Yes, I think putting this into loop.c adds unnecessary complexity.
Especially the IV handling is ugly. Sometimes the IV is calculated in
loop.c (three times) and sometimes it gets incremented in cryptoloop.c.
Wow. Error prone and ugly.

The device-mapper is just where this should go, I think. With
device-mapper it's also possible to resize the device on the fly which
is needed if the could should get integrated into a volume manager. The
cryptoloop implementation would only be able to encrypt the whole
partition volume that's fixed in size.

And, it's a lot simpler. And it doesn't do this page -> virtual address
-> page ping-pong translation between loop.c/cryptoloop.c and cryptoapi.

It also passed the swap-on-dm-crypt-under-memory-pressuse test, at least
for me.

And you can still use dm over loop device if you want to encrypt a file.

> > Should I repost the patch (inline this time) with an additional [PATCH]
> > or am I being annoying? Joe Thornber (the dm maintainer) would like to
> > see this patch merged.
>
> If you can't get attention for your patch, try to convince someone "more
> important". DM maintainer is a good place to start :)

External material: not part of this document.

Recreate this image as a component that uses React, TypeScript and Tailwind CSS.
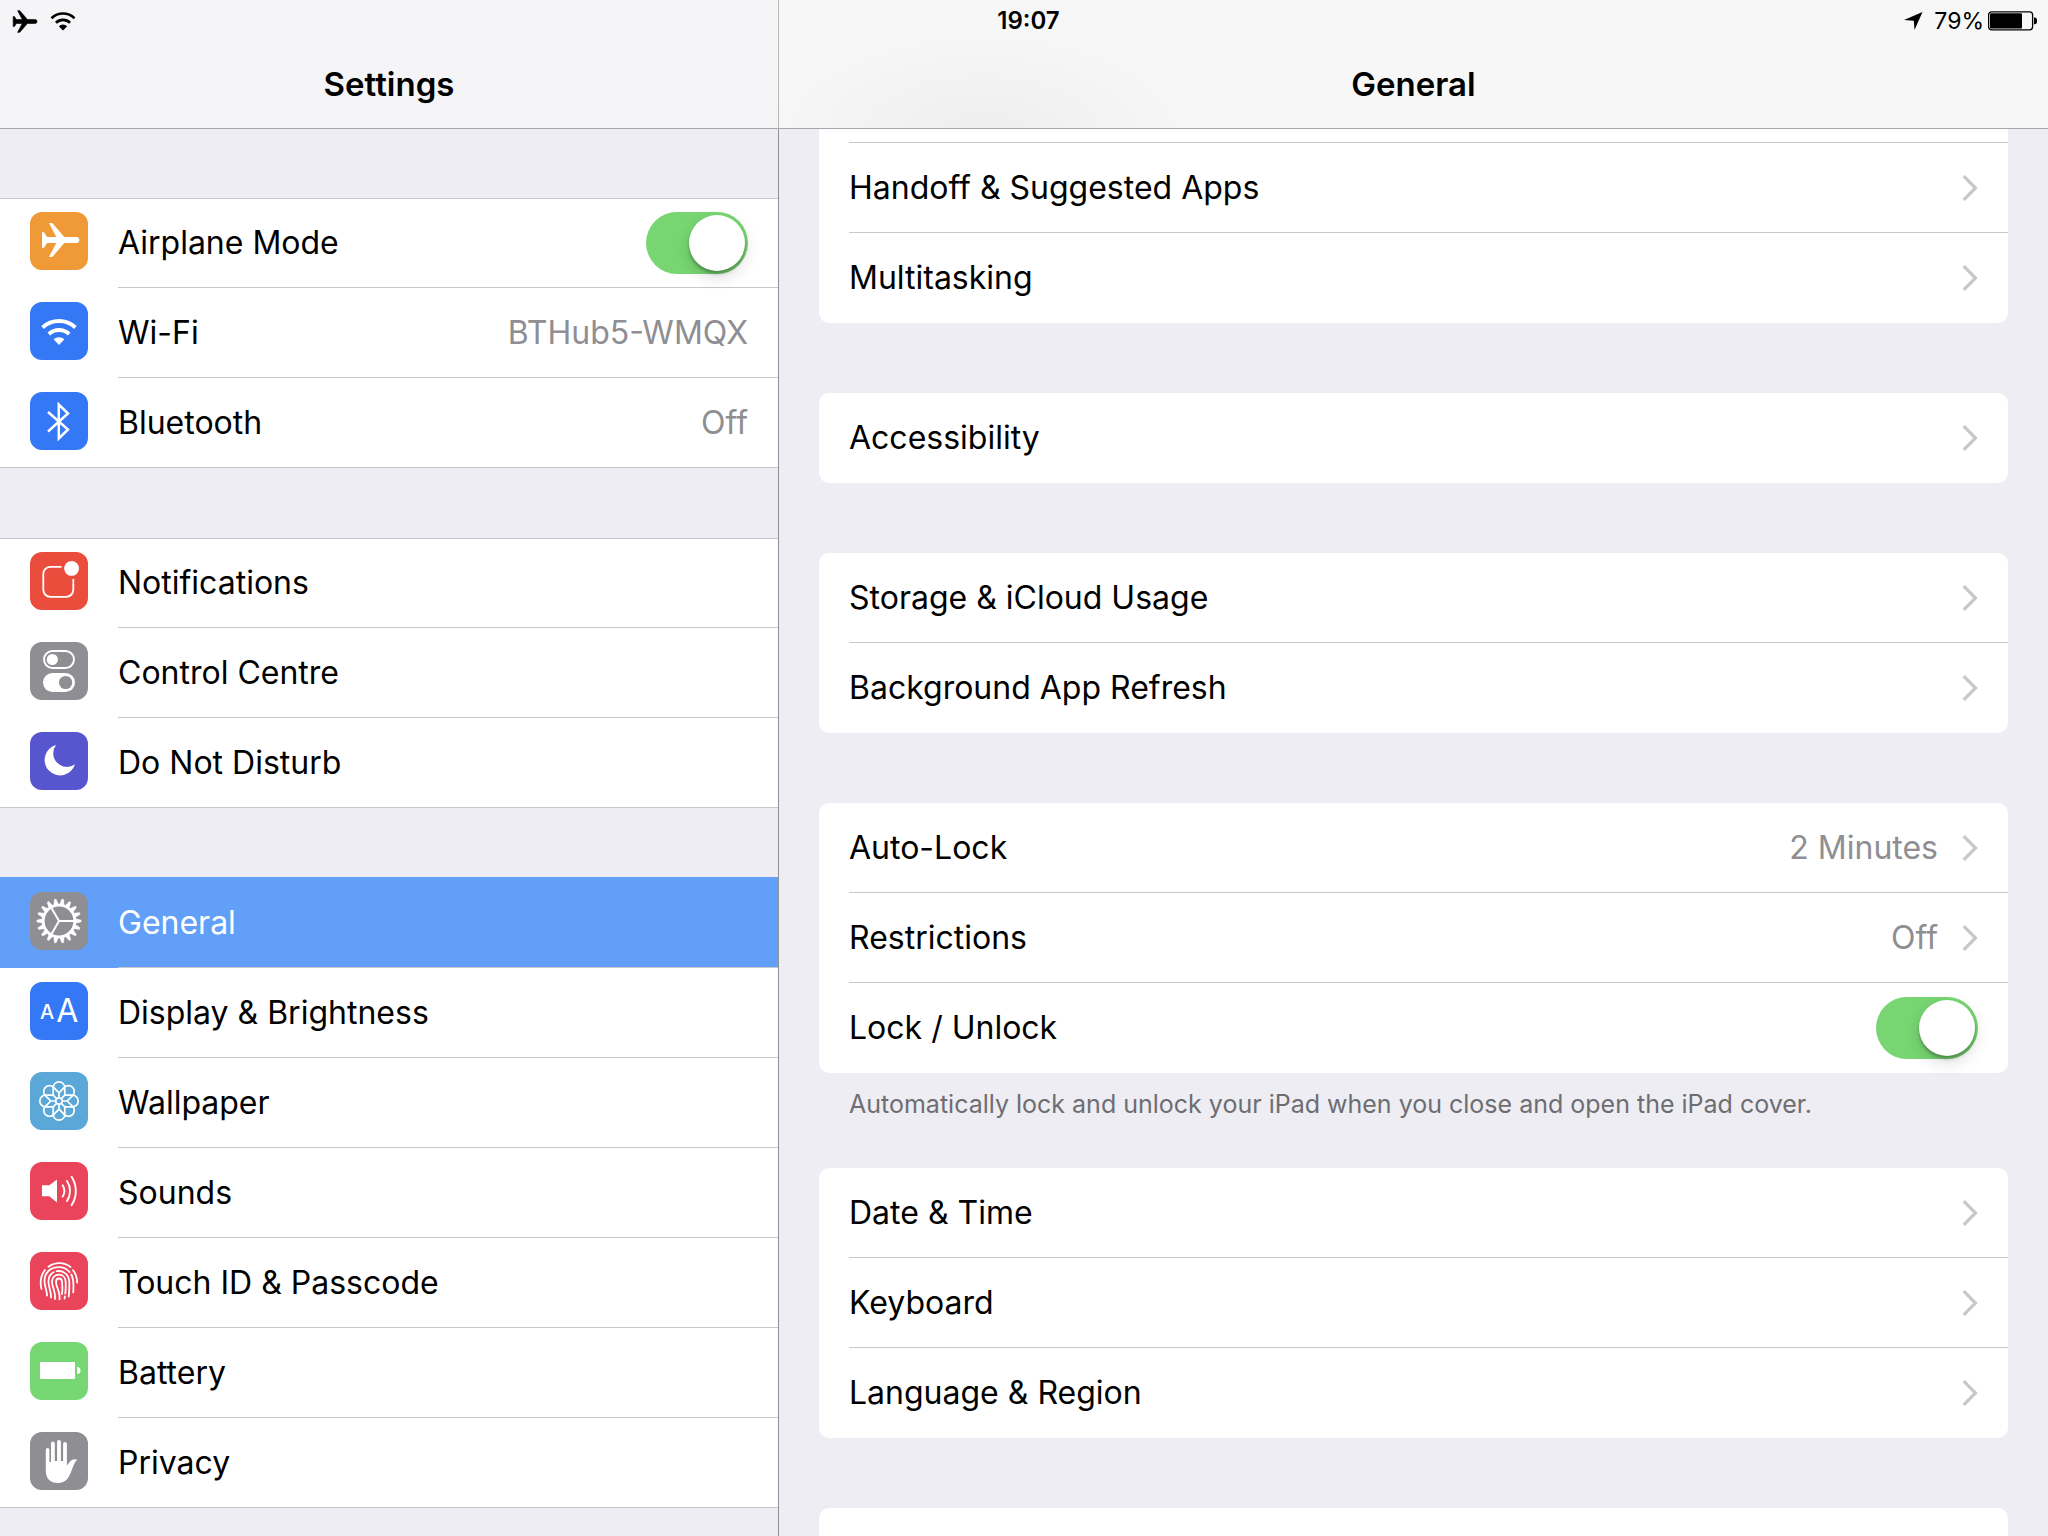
import { useState } from 'react'
import type { ReactNode } from 'react'

const GEAR_TEETH = Array.from({ length: 18 }, (_, i) => i * 20)
const GEAR_SPOKES = [0, 120, 240]
const PETALS = Array.from({ length: 8 }, (_, i) => i * 45)

const PLANE_PATH =
  'M12 20.3h2l3 4.7h9.3L19 11h3.3L34.3 25h12a3 3 0 0 1 0 6h-12L22.3 45H19l7.3-14H17l-3 4.7h-2z'

function PlaneIcon() {
  return <path fill="#fff" d={PLANE_PATH} />
}

function WifiIcon() {
  return (
    <>
      <path d="M12.6 25.5a24 24 0 0 1 32.8 0M18.8 32a15 15 0 0 1 20.4 0" fill="none" stroke="#fff" strokeWidth="3.8" />
      <path d="M29 43l-5.4-5.7a7.9 7.9 0 0 1 10.8 0z" fill="#fff" />
    </>
  )
}

function BluetoothIcon() {
  return (
    <path
      d="M18 20l20 17.5-9.2 9V12.5l9.2 9L18 39.5"
      fill="none"
      stroke="#fff"
      strokeWidth="2.5"
      strokeMiterlimit="10"
    />
  )
}

function NotificationsIcon() {
  return (
    <>
      <path
        d="M31.5 14.8H20.3a7 7 0 0 0-7 7v16a7 7 0 0 0 7 7h16a7 7 0 0 0 7-7V27"
        fill="none"
        stroke="#fff"
        strokeWidth="1.8"
      />
      <circle cx="41.6" cy="16.4" r="7.4" fill="#fff" />
    </>
  )
}

function ControlIcon() {
  return (
    <>
      <rect x="14" y="9" width="30" height="17" rx="8.5" fill="none" stroke="#fff" strokeWidth="1.9" />
      <circle cx="22.3" cy="17.5" r="5.6" fill="#fff" />
      <rect x="13" y="31" width="32" height="19" rx="9.5" fill="#fff" />
      <circle cx="35.6" cy="40.5" r="6.6" fill="#8e8e93" />
    </>
  )
}

function MoonIcon() {
  return <path d="M26 13A15.5 15.5 0 1 0 45 32.3 13.7 13.7 0 0 1 26 13z" fill="#fff" />
}

function GearIcon() {
  return (
    <g stroke="#fff" fill="none">
      <circle cx="29" cy="29" r="15.8" strokeWidth="2.8" />
      {GEAR_TEETH.map((deg) => (
        <path key={deg} d="M45.5 26.8l5.6 1.3v1.8l-5.6 1.3z" fill="#fff" strokeWidth="0.4" transform={`rotate(${deg} 29 29)`} />
      ))}
      {GEAR_SPOKES.map((deg) => (
        <path key={deg} d="M29 29h15" strokeWidth="2" transform={`rotate(${deg} 29 29)`} />
      ))}
    </g>
  )
}

function DisplayIcon() {
  return (
    <g fill="#fff" fontFamily="Inter, sans-serif">
      <text x="10" y="37.3" fontSize="20" fontWeight="500">A</text>
      <text x="26.2" y="40.3" fontSize="32">A</text>
    </g>
  )
}

function WallpaperIcon() {
  return (
    <g stroke="#fff" fill="none" strokeWidth="1.7">
      <circle cx="29" cy="29" r="3.2" />
      {PETALS.map((deg) => (
        <path
          key={deg}
          d="M23.2 23.2V15.6a5.8 5.8 0 0 1 11.6 0v7.6M29 20.8v5"
          transform={`rotate(${deg} 29 29)`}
        />
      ))}
    </g>
  )
}

function SoundsIcon() {
  return (
    <>
      <path d="M12 23.3h7.3l7.7-5.8v23l-7.7-6.2H12z" fill="#fff" />
      <path
        d="M32.7 23.2a11 11 0 0 1 0 11.4M37 19a18 18 0 0 1 0 20M41.6 14.8a26 26 0 0 1 0 28.4"
        fill="none"
        stroke="#fff"
        strokeWidth="1.9"
        strokeLinecap="round"
      />
    </>
  )
}

function TouchIcon() {
  return (
    <g fill="none" stroke="#fff" strokeWidth="1.8" strokeLinecap="round">
      <path d="M11.5 37C10 31 10.3 24 15 18M18.5 14.8c6.5-4.8 15.5-4.8 22 .2M43 18.3c3 3.7 4 7.7 4.2 12.2" />
      <path d="M17 43.5c0-6-2.5-8-2.5-14.5 0-9 6.5-13.8 14.5-13.8 4.5 0 8 1.8 10.5 4.8M41.3 22.5c2.7 5 2.4 12 1.9 18" />
      <path d="M21 45.5c.5-7-2.5-9-2.5-16 0-4.5 2-7.5 5-9.2M26.5 19.2c7-1.2 12.5 3.3 12.8 10.8.2 6-.1 10-.6 14.5" />
      <path d="M25 47c1-8-3-11-3-17.5 0-4 3-6.8 7-6.8s6.5 3.3 6.7 7.3c.2 5 .1 8-.4 11.5M34.8 44.5l-.2 2" />
      <path d="M29.5 47.3c1-8-3.5-12-3.5-17.3 0-2 1-3.5 3-3.5s3 1.5 3 3.5c.6 6 .4 10-.2 12" />
    </g>
  )
}

function BatteryIcon() {
  return (
    <>
      <rect x="10" y="20" width="35" height="17" rx="1" fill="#fff" />
      <path d="M47 25a3.5 3.5 0 0 1 0 7z" fill="#fff" />
    </>
  )
}

function HandIcon() {
  return (
    <path
      d="M15.8 17.8a1.8 1.8 0 0 1 3.6 0V30H21V11.5a1.9 1.9 0 0 1 3.8 0V29h2.3V10a1.9 1.9 0 0 1 3.8 0v19h2.2V12a1.9 1.9 0 0 1 3.8 0v21.5l3-3.8c1.8-2.4 4.5-3.3 7.4-1.9-3 2.2-4 6.5-6 11.5-2.6 7-5.5 11.7-13.3 11.7-7.5 0-12.2-4-12.2-12z"
      fill="#fff"
    />
  )
}

type SidebarItem = {
  label: string
  icon: ReactNode
  color: string
  value?: string
  toggle?: boolean
  selected?: boolean
}

const sidebarGroups: SidebarItem[][] = [
  [
    { label: 'Airplane Mode', icon: <PlaneIcon />, color: 'bg-[#f09a37]', toggle: true },
    { label: 'Wi-Fi', icon: <WifiIcon />, color: 'bg-[#3478f6]', value: 'BTHub5-WMQX' },
    { label: 'Bluetooth', icon: <BluetoothIcon />, color: 'bg-[#3478f6]', value: 'Off' },
  ],
  [
    { label: 'Notifications', icon: <NotificationsIcon />, color: 'bg-[#eb4d3d]' },
    { label: 'Control Centre', icon: <ControlIcon />, color: 'bg-[#8e8e93]' },
    { label: 'Do Not Disturb', icon: <MoonIcon />, color: 'bg-[#5756ce]' },
  ],
  [
    { label: 'General', icon: <GearIcon />, color: 'bg-[#8e8e93]', selected: true },
    { label: 'Display & Brightness', icon: <DisplayIcon />, color: 'bg-[#3478f6]' },
    { label: 'Wallpaper', icon: <WallpaperIcon />, color: 'bg-[#5aa7d8]' },
    { label: 'Sounds', icon: <SoundsIcon />, color: 'bg-[#ea445a]' },
    { label: 'Touch ID & Passcode', icon: <TouchIcon />, color: 'bg-[#ea445a]' },
    { label: 'Battery', icon: <BatteryIcon />, color: 'bg-[#77d873]' },
    { label: 'Privacy', icon: <HandIcon />, color: 'bg-[#8e8e93]' },
  ],
]

type DetailItem = { label: string; value?: string; toggle?: boolean }

const detailGroups: { items: DetailItem[]; footer?: string }[] = [
  { items: [{ label: 'Accessibility' }] },
  { items: [{ label: 'Storage & iCloud Usage' }, { label: 'Background App Refresh' }] },
  {
    items: [
      { label: 'Auto-Lock', value: '2 Minutes' },
      { label: 'Restrictions', value: 'Off' },
      { label: 'Lock / Unlock', toggle: true },
    ],
    footer: 'Automatically lock and unlock your iPad when you close and open the iPad cover.',
  },
  { items: [{ label: 'Date & Time' }, { label: 'Keyboard' }, { label: 'Language & Region' }] },
]

function Toggle({ id }: { id: string }) {
  const [on, setOn] = useState(true)
  return (
    <input
      id={id}
      type="checkbox"
      role="switch"
      checked={on}
      onChange={() => setOn(!on)}
      className="flex h-[62px] w-[102px] shrink-0 cursor-pointer appearance-none rounded-full bg-[#e5e5ea] p-[3px] before:size-14 before:rounded-full before:bg-white before:shadow-[0_6px_16px_rgba(0,0,0,0.15),0_3px_3px_rgba(0,0,0,0.25)] checked:justify-end checked:bg-[#77d672]"
    />
  )
}

function Chevron() {
  return (
    <svg className="ml-6 h-[26px] w-4 shrink-0" viewBox="0 0 16 26" aria-hidden="true">
      <path d="M1.7 1.2L13.5 13 1.7 24.8" fill="none" stroke="#c7c7cc" strokeWidth="3.2" />
    </svg>
  )
}

function SidebarRow({ item, last }: { item: SidebarItem; last: boolean }) {
  const id = item.label.toLowerCase().replace(/\W+/g, '-')
  const body = (
    <>
      <svg className={`mb-1 size-[58px] shrink-0 rounded-xl ${item.color}`} viewBox="0 0 58 58" aria-hidden="true">
        {item.icon}
      </svg>
      <span
        className={`ml-[30px] flex h-full flex-1 items-center justify-between pr-[30px] ${
          last ? '' : 'border-b border-[#c8c7cc]'
        } ${item.selected ? 'text-white' : ''}`}
      >
        {item.toggle ? <label htmlFor={id}>{item.label}</label> : item.label}
        {item.value && <span className="text-[#8e8e93]">{item.value}</span>}
        {item.toggle && <Toggle id={id} />}
      </span>
    </>
  )
  const rowClass = `flex h-[90px] items-center pl-[30px] ${
    item.selected ? 'bg-[#619ff8] shadow-[0_-1px_0_#619ff8]' : ''
  }`

  return item.toggle ? (
    <div className={rowClass}>{body}</div>
  ) : (
    <a href={`#${id}`} aria-current={item.selected ? 'page' : undefined} className={rowClass}>
      {body}
    </a>
  )
}

function DetailRow({ item, last }: { item: DetailItem; last: boolean }) {
  const id = item.label.toLowerCase().replace(/\W+/g, '-')
  const rowClass = `ml-[30px] flex h-[90px] items-center pr-[30px] ${last ? '' : 'border-b border-[#c8c7cc]'}`

  if (item.toggle) {
    return (
      <div className={rowClass}>
        <label htmlFor={id} className="flex-1">{item.label}</label>
        <Toggle id={id} />
      </div>
    )
  }
  return (
    <a href={`#${id}`} className={rowClass}>
      <span className="flex-1">{item.label}</span>
      {item.value && <span className="text-[#8e8e93]">{item.value}</span>}
      <Chevron />
    </a>
  )
}

function StatusBar() {
  return (
    <div className="absolute inset-x-0 top-0 z-10 grid h-[42px] grid-cols-3 items-center pr-[11px] pl-3">
      <div className="flex items-center gap-3">
        <svg className="h-[23px] w-[26px]" viewBox="11 10 39 36" aria-label="Airplane mode">
          <path d={PLANE_PATH} stroke="#000" strokeWidth="1" />
        </svg>
        <svg className="h-[19px] w-[26px]" viewBox="0 0 26 19" aria-label="Wi-Fi">
          <path d="M1.5 6.2a16.5 16.5 0 0 1 23 0M5.9 10.8a10.2 10.2 0 0 1 14.2 0" fill="none" stroke="#000" strokeWidth="2.6" />
          <path d="M13 18.5l-4.2-4.2a6 6 0 0 1 8.4 0z" />
        </svg>
      </div>
      <time className="pl-2 text-center text-2xl font-semibold">19:07</time>
      <div className="flex items-center justify-end text-[23px]">
        <svg className="mr-[11px] h-[18px] w-[19px]" viewBox="0 0 19 18" aria-label="Location">
          <path d="M18.5 0L10.5 18 9.8 8.8 0 7.9z" />
        </svg>
        <span>79%</span>
        <svg className="ml-1 h-5 w-[49px]" viewBox="0 0 49 20" aria-label="Battery level">
          <rect x="0.6" y="0.8" width="44" height="18" rx="3" fill="none" stroke="#000" strokeWidth="1.3" />
          <rect x="2" y="2.2" width="32" height="15.2" rx="1" />
          <path d="M46 6.5h1a2.5 2.5 0 0 1 2 2.5v1.8a2.5 2.5 0 0 1-2 2.5h-1z" />
        </svg>
      </div>
    </div>
  )
}

export default function App() {
  return (
    <div className="relative flex h-screen overflow-hidden bg-[#eeedf3] font-[Inter,sans-serif] text-[32px] leading-10 text-black">
      <StatusBar />

      {/* Sidebar */}
      <aside className="flex w-[779px] shrink-0 flex-col">
        <header className="flex h-[129px] shrink-0 items-end justify-center border-r border-b border-r-[#b8b8bb] border-b-[#a7a7ab] bg-[#f5f5f7] pb-6">
          <h1 className="text-[33px] font-semibold">Settings</h1>
        </header>
        <nav className="flex flex-1 flex-col gap-[70px] border-r border-[#8f8f94] pt-[69px]">
          {sidebarGroups.map((group, i) => (
            <div
              key={i}
              className="bg-white shadow-[inset_0_1px_0_#c8c7cc,inset_0_-1px_0_#c8c7cc]"
            >
              {group.map((item, j) => (
                <SidebarRow key={item.label} item={item} last={j === group.length - 1} />
              ))}
            </div>
          ))}
        </nav>
      </aside>

      {/* General pane */}
      <main className="flex flex-1 flex-col">
        <header className="flex h-[129px] shrink-0 items-end justify-center border-b border-[#a7a7ab] bg-[#f7f7f7] bg-[radial-gradient(ellipse_220px_110px_at_16%_105%,#eeeeee,#f7f7f7)] pb-6">
          <h2 className="text-[33px] font-semibold">General</h2>
        </header>
        <div className="flex flex-1 flex-col px-10">
          <section className="rounded-b-[10px] bg-white">
            <div className="ml-[30px] h-[14px] border-b border-[#c8c7cc]" />
            <DetailRow item={{ label: 'Handoff & Suggested Apps' }} last={false} />
            <DetailRow item={{ label: 'Multitasking' }} last />
          </section>
          {detailGroups.map((group) => (
            <div key={group.items[0].label} className="pt-[70px]">
              <section className="rounded-[10px] bg-white">
                {group.items.map((item, j) => (
                  <DetailRow key={item.label} item={item} last={j === group.items.length - 1} />
                ))}
              </section>
              {group.footer && (
                <p className="-mb-[26px] px-[30px] pt-[11px] text-[25px] leading-10 text-[#6d6d72]">{group.footer}</p>
              )}
            </div>
          ))}
          <section className="mt-[70px] flex-1 rounded-t-[10px] bg-white" />
        </div>
      </main>
    </div>
  )
}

Yes, the DM maintainer helped me write the patch and would like to see
it merged. Convincing some more important persons would be easier if I
would get any reaction from them. ;)

I've also written a file backed target for dm, this one is inspired from
loop.c and also copies some code, especially the file handling functions
itself. It's not as safe under extreme memory pressure though, it
produces a lot of page allocation failures. That must be somewhere in
the vfs layer. If someone is interested in this target I could try to
find out how this can be avoided.

--
Christophe Saout <christophe@xxxxxxxx>
Please avoid sending me Word or PowerPoint attachments.